§ The task:
Set the lines down again exactly, first line through the line that contains "blocks.some((b) => r", with no pictures.

[Record set start]

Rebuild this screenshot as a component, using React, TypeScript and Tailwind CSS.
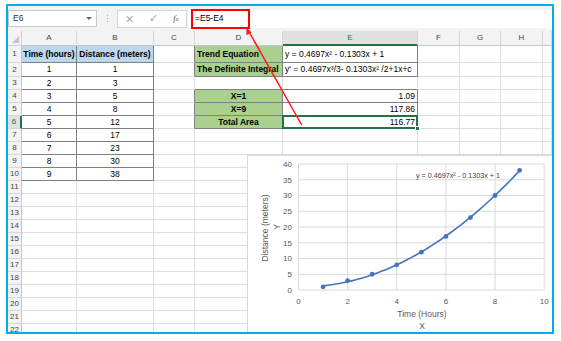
import React from "react";

type Cell = { t?: React.ReactNode; b?: boolean; bg?: string; al?: "l" | "c" | "r" };

const COLS = ["A", "B", "C", "D", "E", "F", "G", "H", ""];
const WIDTHS = ["w-[55px]", "w-[77px]", "w-[41px]", "w-[88px]", "w-[135px]", "w-[42px]", "w-[41px]", "w-[42px]", "flex-1"];
const HEIGHTS: Record<number, string> = { 1: "h-[17px]", 2: "h-[14px]" };

const BLUE = "bg-[#bdd7ee]";
const GREEN = "bg-[#a9d08e]";

const data: Record<number, Cell[]> = {
    1: [
        { t: "Time (hours)", b: true, bg: BLUE, al: "c" },
        { t: "Distance (meters)", b: true, bg: BLUE, al: "c" },
        {},
        { t: "Trend Equation", b: true, bg: GREEN, al: "l" },
        { t: "y = 0.4697x² - 0.1303x + 1", al: "l" },
    ],
    2: [
        { t: "1", al: "c" },
        { t: "1", al: "c" },
        {},
        { t: "The Definite Integral", b: true, bg: GREEN, al: "l" },
        { t: "y' = 0.4697x³/3- 0.1303x² /2+1x+c", al: "l" },
    ],
    4: [{}, {}, {}, { t: "X=1", b: true, bg: GREEN, al: "c" }, { t: "1.09", al: "r" }],
    5: [{}, {}, {}, { t: "X=9", b: true, bg: GREEN, al: "c" }, { t: "117.86", al: "r" }],
    6: [{}, {}, {}, { t: "Total Area", b: true, bg: GREEN, al: "c" }, { t: "116.77", al: "r" }],
};

const timeCol = ["1", "2", "3", "4", "5", "6", "7", "8", "9"];
const distCol = ["1", "3", "5", "8", "12", "17", "23", "30", "38"];
for (let r = 2; r <= 10; r++) {
    const row = data[r] ?? [];
    row[0] = { t: timeCol[r - 2], al: "c" };
    row[1] = { t: distCol[r - 2], al: "c" };
    data[r] = row;
}

const blocks = [
    { r0: 1, r1: 10, c0: 0, c1: 1 },
    { r0: 1, r1: 2, c0: 3, c1: 4 },
    { r0: 4, r1: 6, c0: 3, c1: 4 },
];

const inBlock = (r: number, c: number) =>
    blocks.some((b) => r >= b.r0 && r <= b.r1 && c >= b.c0 && c <= b.c1);

const points = [
    [1, 1], [2, 3], [3, 5], [4, 8], [5, 12], [6, 17], [7, 23], [8, 30], [9, 38],
];
const px = (v: number) => 51.5 + 24.57 * v;
const py = (v: number) => 135 - 3.15 * v;

export default function App() {
    const rowNums = Array.from({ length: 22 }, (_, i) => i + 1);

    return (
        <div className="w-[561px] h-[341px] bg-white pl-[6px] pt-[4px] font-['Liberation_Sans',Arial,sans-serif]">
            <div className="relative w-[548px] h-[330px] border-2 border-[#00aeef] overflow-hidden bg-white flex flex-col">
                <FormulaBar />

                {/* column headers */}
                <div className="flex h-[15px] shrink-0 bg-[#f3f3f3] text-[8px] text-[#444]">
                    <div className="w-[14px] relative border-r border-b border-[#d0d0d0]">
                        <div className="absolute right-[2px] bottom-[2px] w-0 h-0 border-l-[7px] border-l-transparent border-b-[7px] border-b-[#c4c4c4]" />
                    </div>
                    {COLS.map((c, i) => (
                        <div
                            key={i}
                            className={`${WIDTHS[i]} flex items-center justify-center border-r border-[#d7d7d7] ${
                                c == "E"
                                    ? "bg-[#e1e1e1] text-[#217346] border-b-2 border-b-[#217346]"
                                    : "border-b border-b-[#c6c6c6]"
                            }`}
                        >
                            {c}
                        </div>
                    ))}
                </div>

                {rowNums.map((r) => (
                    <div key={r} className={`flex shrink-0 ${HEIGHTS[r] ?? "h-[13px]"}`}>
                        <div
                            className={`w-[14px] flex items-center justify-center text-[8px] border-b border-b-[#d7d7d7] ${
                                r == 6
                                    ? "bg-[#e1e1e1] text-[#217346] border-r-2 border-r-[#217346]"
                                    : "bg-[#f3f3f3] text-[#444] border-r border-r-[#c6c6c6]"
                            }`}
                        >
                            {r}
                        </div>
                        {COLS.map((_, c) => {
                            const cell = data[r]?.[c] ?? {};
                            const darkR = inBlock(r, c) || inBlock(r, c + 1);
                            const darkB = inBlock(r, c) || inBlock(r + 1, c);
                            return (
                                <div
                                    key={c}
                                    className={`${WIDTHS[c]} relative flex items-center px-[2px] text-[8.5px] text-black whitespace-nowrap overflow-visible border-r border-b ${
                                        darkR ? "border-r-[#808080]" : "border-r-[#dedede]"
                                    } ${darkB ? "border-b-[#808080]" : "border-b-[#dedede]"} ${cell.bg ?? ""} ${
                                        cell.b ? "font-bold" : ""
                                    } ${
                                        cell.al == "c"
                                            ? "justify-center"
                                            : cell.al == "r"
                                              ? "justify-end"
                                              : "justify-start"
                                    }`}
                                >
                                    {cell.t}
                                    {r == 6 && c == 4 && (
                                        <div className="absolute -left-px -top-px -right-px -bottom-px border-2 border-[#217346] z-10">
                                            <div className="absolute -right-[4px] -bottom-[4px] w-[5px] h-[5px] bg-[#217346] border border-white" />
                                        </div>
                                    )}
                                </div>
                            );
                        })}
                    </div>
                ))}

                <Chart />

                {/* red annotation arrow */}
                <svg
                    className="absolute left-0 top-0 pointer-events-none z-20"
                    width="544"
                    height="326"
                >
                    <line x1="240" y1="24" x2="293.7" y2="119" stroke="#ff1a1a" strokeWidth="1.5" />
                    <polygon points="238.5,21.5 243.6,26.6 238.4,29.2" fill="#ff1a1a" />
                </svg>
            </div>
        </div>
    );
}

function FormulaBar() {
    return (
        <div className="h-[25px] shrink-0 bg-[#f3f3f3] flex items-center">
            <div className="w-[89px] h-[17px] bg-white border border-[#c8c8c8] flex items-center justify-between pl-[4px] pr-[4px]">
                <span className="text-[8.5px] text-[#333]">E6</span>
                <span className="w-0 h-0 border-l-[3px] border-r-[3px] border-t-[3px] border-l-transparent border-r-transparent border-t-[#666]" />
            </div>
            <div className="w-[20px] flex flex-col items-center gap-[2px]">
                <span className="w-[1px] h-[1px] bg-[#b0b0b0]" />
                <span className="w-[1px] h-[1px] bg-[#b0b0b0]" />
                <span className="w-[1px] h-[1px] bg-[#b0b0b0]" />
            </div>
            <div className="w-[70px] h-[18px] bg-white border border-[#d6d6d6] flex items-center justify-around text-[#a8a8a8]">
                <span className="text-[14px] leading-none font-light">×</span>
                <span className="text-[11px] leading-none">✓</span>
                <span className="text-[9px] italic font-['Liberation_Serif',serif] text-[#555]">
                    f<span className="text-[6px]">x</span>
                </span>
            </div>
            <div className="ml-[1px] flex-1 h-[18px] bg-white flex items-center pl-[3px]">
                <div className="w-[59px] h-[20px] border-2 border-[#ff0000] flex items-center pl-[2px] text-[8.5px] text-black">
                    =E5-E4
                </div>
            </div>
        </div>
    );
}

function Chart() {
    const curve = [];
    for (let x = 1; x <= 9.001; x += 0.2) {
        const y = 0.4697 * x * x - 0.1303 * x + 1;
        curve.push(`${px(x).toFixed(1)},${py(y).toFixed(1)}`);
    }

    return (
        <div className="absolute left-[239px] top-[149px] w-[320px] h-[190px] bg-white z-10">
            <svg width="320" height="190" className="font-['Liberation_Sans',Arial,sans-serif]">
                <rect x="0.5" y="0.5" width="319" height="189" fill="white" stroke="#d9d9d9" />
                {[0, 5, 10, 15, 20, 25, 30, 35, 40].map((v) => (
                    <g key={v}>
                        <line x1={px(0)} x2={px(10)} y1={py(v)} y2={py(v)} stroke="#d9d9d9" strokeWidth="1" />
                        <text x="45" y={py(v) + 2.8} fontSize="8" fill="#595959" textAnchor="end">
                            {v}
                        </text>
                    </g>
                ))}
                {[0, 2, 4, 6, 8, 10].map((v) => (
                    <g key={v}>
                        <line x1={px(v)} x2={px(v)} y1={py(0)} y2={py(40)} stroke="#d9d9d9" strokeWidth="1" />
                        <text x={px(v)} y="148.5" fontSize="8" fill="#595959" textAnchor="middle">
                            {v}
                        </text>
                    </g>
                ))}
                <polyline points={curve.join(" ")} fill="none" stroke="#4472c4" strokeWidth="1.6" />
                {points.map(([x, y]) => (
                    <circle key={x} cx={px(x)} cy={py(y)} r="2.4" fill="#4472c4" />
                ))}
                <text x="169" y="22.5" fontSize="7.2" fill="#404040">
                    y = 0.4697x² - 0.1303x + 1
                </text>
                <text x="175" y="162" fontSize="8.5" fill="#595959" textAnchor="middle">
                    Time (Hours)
                </text>
                <text x="175" y="174" fontSize="8.5" fill="#595959" textAnchor="middle">
                    X
                </text>
                <text
                    x="18"
                    y="73"
                    fontSize="8.5"
                    fill="#595959"
                    textAnchor="middle"
                    dominantBaseline="central"
                    transform="rotate(-90 18 73)"
                >
                    Distance (meters)
                </text>
                <text
                    x="29.5"
                    y="72"
                    fontSize="8.5"
                    fill="#595959"
                    textAnchor="middle"
                    dominantBaseline="central"
                    transform="rotate(-90 29.5 72)"
                >
                    Y
                </text>
            </svg>
        </div>
    );
}
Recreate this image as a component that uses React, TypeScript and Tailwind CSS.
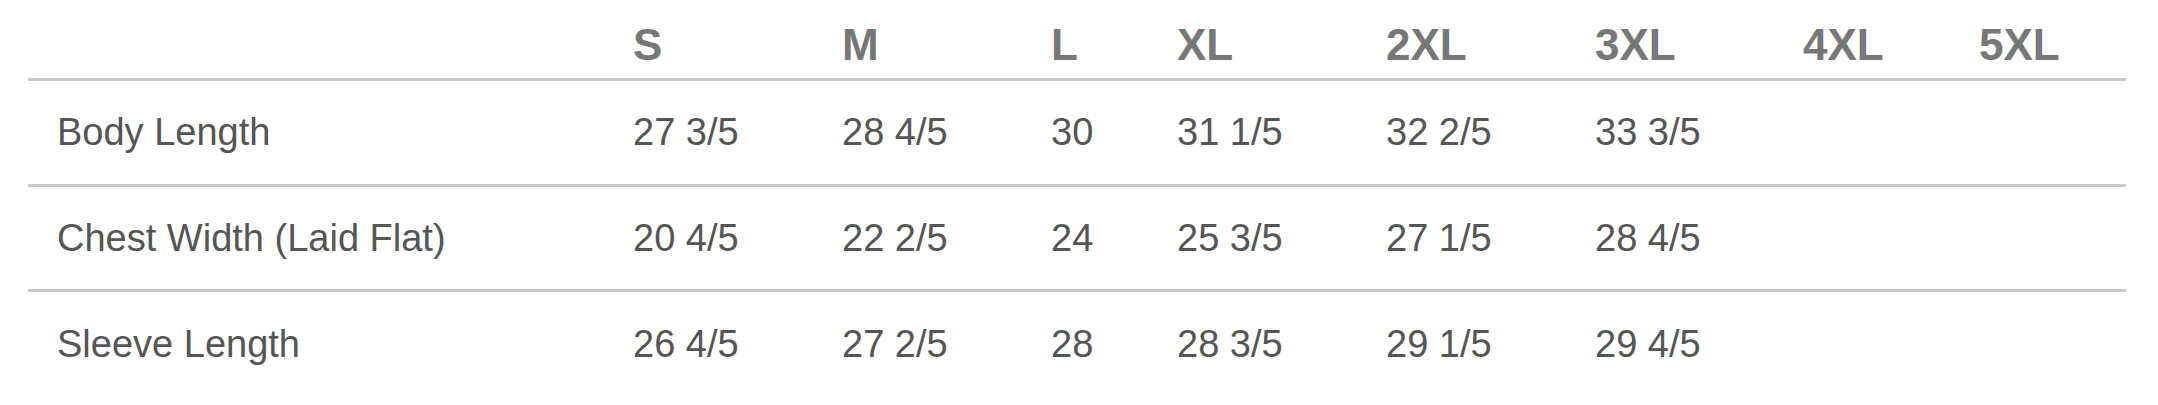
const sizes = ["S", "M", "L", "XL", "2XL", "3XL", "4XL", "5XL"];

// measurements in inches, blanks for sizes that don't exist
const rows: { label: string; values: string[] }[] = [
  { label: "Body Length", values: ["27 3/5", "28 4/5", "30", "31 1/5", "32 2/5", "33 3/5", "", ""] },
  { label: "Chest Width (Laid Flat)", values: ["20 4/5", "22 2/5", "24", "25 3/5", "27 1/5", "28 4/5", "", ""] },
  { label: "Sleeve Length", values: ["26 4/5", "27 2/5", "28", "28 3/5", "29 1/5", "29 4/5", "", ""] }
];

const SizeChart = () => {
  return (
    <div className="min-h-[405px] w-full bg-white pl-[28px] font-['Liberation_Sans',Arial,sans-serif]">
      <table className="w-[2098px] table-fixed border-collapse">
        <colgroup>
          <col className="w-[576px]" />
          <col className="w-[209px]" />
          <col className="w-[209px]" />
          <col className="w-[126px]" />
          <col className="w-[209px]" />
          <col className="w-[209px]" />
          <col className="w-[208px]" />
          <col className="w-[176px]" />
          <col className="w-[176px]" />
        </colgroup>
        <thead>
          <tr className="border-b-[3px] border-[#c9c9c9]">
            <th className="pl-[29px] pt-[23px] pb-[11px]" />
            {sizes.map(size => (
              <th
                key={size}
                className="pl-[29px] pt-[23px] pb-[11px] text-left text-[44px] leading-[44px] font-bold text-[#777777]"
              >
                {size}
              </th>
            ))}
          </tr>
        </thead>
        <tbody>
          {rows.map((row, i) => (
            <tr key={row.label} className={i < rows.length - 1 ? "border-b-[3px] border-[#c9c9c9]" : ""}>
              <td className="h-[105.5px] pl-[29px] align-middle text-[38px] leading-[38px] text-[#555555]">
                {row.label}
              </td>
              {row.values.map((value, j) => (
                <td
                  key={sizes[j]}
                  className="h-[105.5px] pl-[29px] align-middle text-[38px] leading-[38px] text-[#555555]"
                >
                  {value}
                </td>
              ))}
            </tr>
          ))}
        </tbody>
      </table>
    </div>
  );
};

export default function App() {
  return <SizeChart />;
}
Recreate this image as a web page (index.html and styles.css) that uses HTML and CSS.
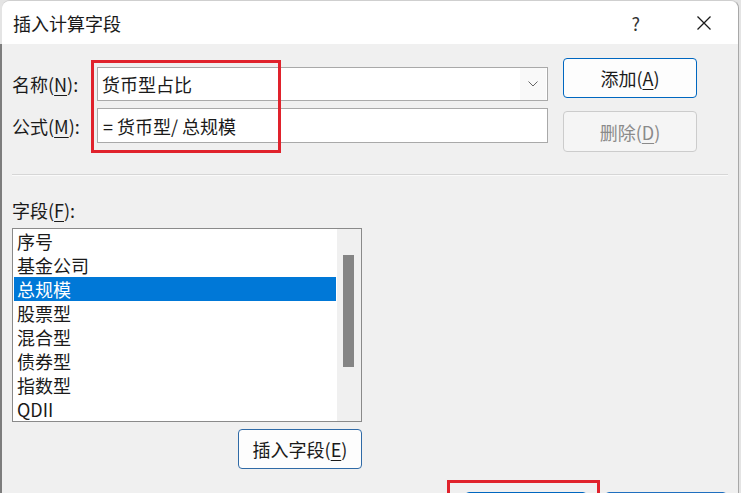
FILE: index.html
```html
<!DOCTYPE html>
<html lang="zh-CN">
<head>
    <meta charset="UTF-8">
    <meta name="viewport" content="width=device-width, initial-scale=1.0">
    <title>插入计算字段</title>
    <link rel="stylesheet" href="styles.css">
</head>
<body>
    <div class="dialog">
        <div class="titlebar">
            <span class="title">插入计算字段</span>
            <span class="help">?</span>
            <span class="close">
                <svg width="14" height="14" viewBox="0 0 14 14">
                    <path d="M0.5 0.5 L13.5 13.5 M13.5 0.5 L0.5 13.5" stroke="#1a1a1a" stroke-width="1.3" fill="none"/>
                </svg>
            </span>
        </div>

        <div class="content">
            <div class="top">
                <div class="fields">
                    <div class="row">
                        <label class="label">名称(<u>N</u>):</label>
                        <div class="combo">
                            <span class="value">货币型占比</span>
                            <span class="arrow">
                                <svg width="10" height="6" viewBox="0 0 10 6">
                                    <path d="M0.5 0.5 L5 5 L9.5 0.5" stroke="#666" stroke-width="1" fill="none"/>
                                </svg>
                            </span>
                        </div>
                    </div>
                    <div class="row row-second">
                        <label class="label">公式(<u>M</u>):</label>
                        <div class="input">= 货币型/ 总规模</div>
                    </div>
                </div>
                <div class="side">
                    <button class="btn btn-default">添加(<u>A</u>)</button>
                    <button class="btn btn-disabled" disabled>删除(<u>D</u>)</button>
                </div>
            </div>

            <div class="sep"></div>

            <div class="field-section">
                <label class="label field-label">字段(<u>F</u>):</label>
                <div class="listbox">
                    <ul class="items">
                        <li>序号</li>
                        <li>基金公司</li>
                        <li class="selected">总规模</li>
                        <li>股票型</li>
                        <li>混合型</li>
                        <li>债券型</li>
                        <li>指数型</li>
                        <li>QDII</li>
                    </ul>
                    <div class="scrollbar"><div class="thumb"></div></div>
                </div>
                <button class="btn btn-insert">插入字段(<u>E</u>)</button>
            </div>

            <!-- bottom buttons are cut off by the screenshot edge -->
            <div class="footer">
                <button class="btn btn-default btn-footer"></button>
                <button class="btn btn-footer btn-cancel"></button>
            </div>
        </div>

        <div class="mark mark-top"></div>
        <div class="mark mark-bottom"></div>
    </div>
</body>
</html>
```

FILE: styles.css
```css
html, body {
    margin: 0;
    padding: 0;
    width: 741px;
    height: 493px;
    overflow: hidden;
}
body {
    background-color: #e4e4e4;
    font-family: "Noto Sans CJK SC", "Noto Sans", sans-serif;
    font-size: 18px;
    color: #1a1a1a;
}
.dialog {
    position: relative;
    margin-left: 2px;
    width: 736px;
    height: 540px;
    border-right: 1px solid #a8a8a8;
    border-top: 1px solid #cfcfcf;
    border-radius: 8px 8px 0 0;
    background: #f0f0f0;
}
.titlebar {
    display: flex;
    align-items: center;
    height: 43px;
    background: #ffffff;
    border-radius: 8px 8px 0 0;
    padding-left: 11px;
}
.title {
    flex: 1;
    line-height: 24px;
}
.help {
    margin-right: 57px;
    color: #333;
    font-size: 18px;
    line-height: 24px;
}
.close {
    display: flex;
    margin-right: 27px;
}
.content {
    padding: 0 10px 0 10px;
    box-shadow: -2px 0 0 #7d7d7d;
}
.top {
    display: flex;
}
.fields {
    margin-top: 23px;
}
.row {
    display: flex;
    align-items: center;
    height: 34px;
}
.row-second {
    margin-top: 7px;
    height: 35px;
}
.label {
    display: block;
    width: 85px;
    line-height: 24px;
}
u {
    text-decoration-thickness: 1px;
    text-underline-offset: 3px;
}
.combo, .input {
    box-sizing: border-box;
    display: flex;
    align-items: center;
    width: 451px;
    height: 100%;
    background: #ffffff;
    border: 1px solid #a9a9a9;
}
.combo .value {
    flex: 1;
    padding-left: 4px;
}
.arrow {
    display: flex;
    align-items: center;
    justify-content: center;
    width: 26px;
    height: 100%;
    background: #f9f9f9;
    margin-right: 1px;
}
.input {
    padding-left: 5px;
}
.side {
    display: flex;
    flex-direction: column;
    margin-top: 14px;
    margin-left: 15px;
}
.btn {
    box-sizing: border-box;
    width: 134px;
    height: 40px;
    padding: 0;
    background: #fdfdfd;
    border: 1px solid #d0d0d0;
    border-radius: 4px;
    font-family: inherit;
    font-size: 18px;
    color: #1a1a1a;
}
.btn-default {
    border-color: #0067c0;
}
.btn-disabled {
    margin-top: 13px;
    height: 41px;
    background: #f5f5f5;
    border-color: #cccccc;
    color: #8a8a8a;
}
.sep {
    margin-top: 22px;
    width: 716px;
    height: 1px;
    background: #d6d6d6;
    border-bottom: 1px solid #fafafa;
}
.field-section {
    display: flex;
    flex-direction: column;
    width: 350px;
}
.field-label {
    margin-top: 22px;
}
.listbox {
    display: flex;
    margin-top: 6px;
    height: 192px;
    background: #ffffff;
    border: 1px solid #8a8a8a;
}
.items {
    list-style: none;
    margin: 0;
    padding: 0 0 0 1px;
    width: 322px;
}
.items li {
    height: 24px;
    line-height: 24px;
    padding-left: 3px;
}
.items li.selected {
    background: #0078d7;
    color: #ffffff;
}
.scrollbar {
    flex: 1;
    margin-left: 1px;
    background: #f0f0f0;
}
.thumb {
    margin: 26px 0 0 6px;
    width: 11px;
    height: 112px;
    background: #858585;
}
.btn-insert {
    align-self: flex-end;
    margin-top: 7px;
    width: 124px;
    border-color: #2f6aa6;
}
.footer {
    display: flex;
    justify-content: flex-end;
    gap: 18px;
    margin-top: 23px;
    padding-right: 1px;
}
.btn-footer {
    width: 122px;
}
.btn-cancel {
    border-color: #1f6fbf;
}
.mark {
    position: absolute;
    border: 3px solid #e0222c;
}
.mark-top {
    left: 89px;
    top: 59px;
    width: 184px;
    height: 87px;
}
.mark-bottom {
    left: 445px;
    top: 479px;
    width: 147px;
    height: 40px;
}
```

[Record set end]

§ Answer for the task:
Rebuild this screenshot as a component, using React, TypeScript and Tailwind CSS.
import React from "react";

type Cell = { t?: React.ReactNode; b?: boolean; bg?: string; al?: "l" | "c" | "r" };

const COLS = ["A", "B", "C", "D", "E", "F", "G", "H", ""];
const WIDTHS = ["w-[55px]", "w-[77px]", "w-[41px]", "w-[88px]", "w-[135px]", "w-[42px]", "w-[41px]", "w-[42px]", "flex-1"];
const HEIGHTS: Record<number, string> = { 1: "h-[17px]", 2: "h-[14px]" };

const BLUE = "bg-[#bdd7ee]";
const GREEN = "bg-[#a9d08e]";

const data: Record<number, Cell[]> = {
    1: [
        { t: "Time (hours)", b: true, bg: BLUE, al: "c" },
        { t: "Distance (meters)", b: true, bg: BLUE, al: "c" },
        {},
        { t: "Trend Equation", b: true, bg: GREEN, al: "l" },
        { t: "y = 0.4697x² - 0.1303x + 1", al: "l" },
    ],
    2: [
        { t: "1", al: "c" },
        { t: "1", al: "c" },
        {},
        { t: "The Definite Integral", b: true, bg: GREEN, al: "l" },
        { t: "y' = 0.4697x³/3- 0.1303x² /2+1x+c", al: "l" },
    ],
    4: [{}, {}, {}, { t: "X=1", b: true, bg: GREEN, al: "c" }, { t: "1.09", al: "r" }],
    5: [{}, {}, {}, { t: "X=9", b: true, bg: GREEN, al: "c" }, { t: "117.86", al: "r" }],
    6: [{}, {}, {}, { t: "Total Area", b: true, bg: GREEN, al: "c" }, { t: "116.77", al: "r" }],
};

const timeCol = ["1", "2", "3", "4", "5", "6", "7", "8", "9"];
const distCol = ["1", "3", "5", "8", "12", "17", "23", "30", "38"];
for (let r = 2; r <= 10; r++) {
    const row = data[r] ?? [];
    row[0] = { t: timeCol[r - 2], al: "c" };
    row[1] = { t: distCol[r - 2], al: "c" };
    data[r] = row;
}

const blocks = [
    { r0: 1, r1: 10, c0: 0, c1: 1 },
    { r0: 1, r1: 2, c0: 3, c1: 4 },
    { r0: 4, r1: 6, c0: 3, c1: 4 },
];

const inBlock = (r: number, c: number) =>
    blocks.some((b) => r >= b.r0 && r <= b.r1 && c >= b.c0 && c <= b.c1);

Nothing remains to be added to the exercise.